Pull each line holding the word "React" from the data.

[Start Supplied data]

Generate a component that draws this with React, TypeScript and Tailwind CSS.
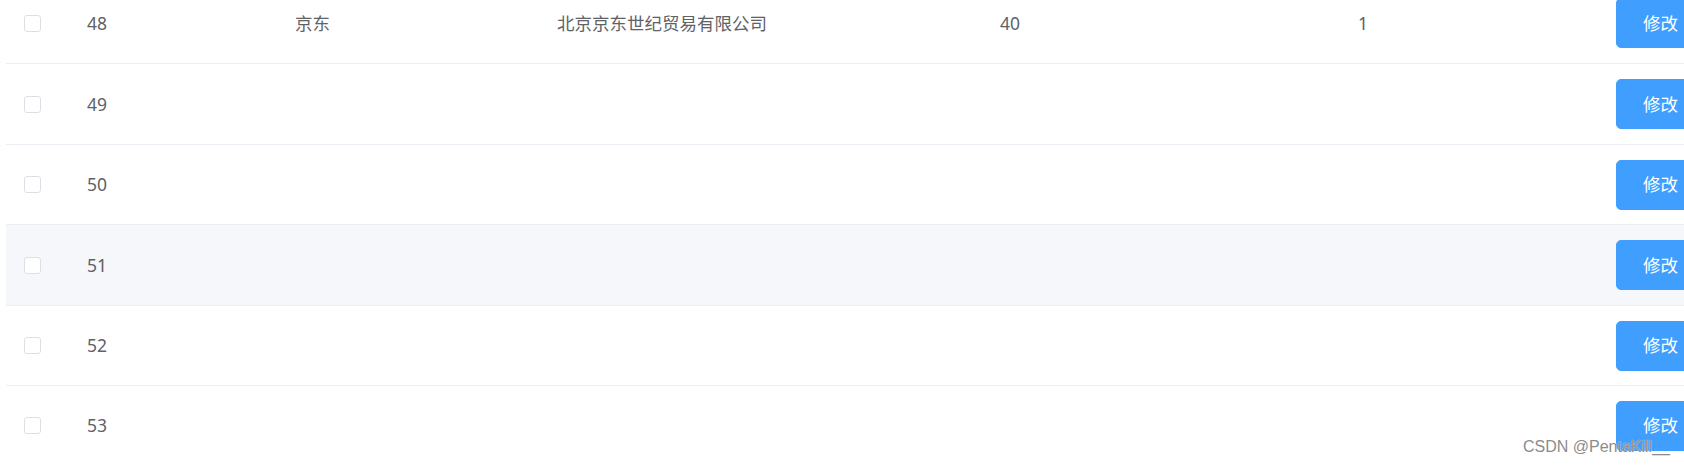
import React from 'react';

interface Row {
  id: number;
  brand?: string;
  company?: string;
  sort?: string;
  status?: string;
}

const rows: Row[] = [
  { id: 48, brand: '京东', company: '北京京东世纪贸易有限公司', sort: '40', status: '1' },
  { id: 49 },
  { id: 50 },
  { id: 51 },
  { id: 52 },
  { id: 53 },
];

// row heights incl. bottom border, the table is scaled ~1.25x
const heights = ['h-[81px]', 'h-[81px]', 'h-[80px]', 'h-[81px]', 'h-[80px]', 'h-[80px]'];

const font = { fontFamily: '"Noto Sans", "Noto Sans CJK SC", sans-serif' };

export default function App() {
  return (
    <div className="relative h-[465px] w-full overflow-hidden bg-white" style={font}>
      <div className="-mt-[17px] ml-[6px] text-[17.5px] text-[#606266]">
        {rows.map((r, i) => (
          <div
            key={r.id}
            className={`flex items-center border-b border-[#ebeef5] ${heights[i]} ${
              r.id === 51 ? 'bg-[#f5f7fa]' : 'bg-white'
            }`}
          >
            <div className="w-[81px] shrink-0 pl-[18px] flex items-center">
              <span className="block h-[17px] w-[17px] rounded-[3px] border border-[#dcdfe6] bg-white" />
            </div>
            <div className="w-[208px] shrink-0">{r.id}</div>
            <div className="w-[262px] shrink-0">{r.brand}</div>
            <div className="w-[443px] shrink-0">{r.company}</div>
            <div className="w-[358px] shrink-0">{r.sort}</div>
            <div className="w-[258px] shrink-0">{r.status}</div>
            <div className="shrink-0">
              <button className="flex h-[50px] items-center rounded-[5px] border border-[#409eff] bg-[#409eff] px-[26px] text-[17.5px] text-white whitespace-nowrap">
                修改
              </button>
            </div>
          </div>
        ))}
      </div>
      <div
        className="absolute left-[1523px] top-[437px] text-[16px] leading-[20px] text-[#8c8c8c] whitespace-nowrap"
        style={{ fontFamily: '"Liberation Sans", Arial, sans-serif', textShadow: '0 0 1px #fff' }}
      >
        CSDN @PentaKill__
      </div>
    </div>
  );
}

[End Supplied data]

● **Solution to the problem**
Generate a component that draws this with React, TypeScript and Tailwind CSS.
import React from 'react';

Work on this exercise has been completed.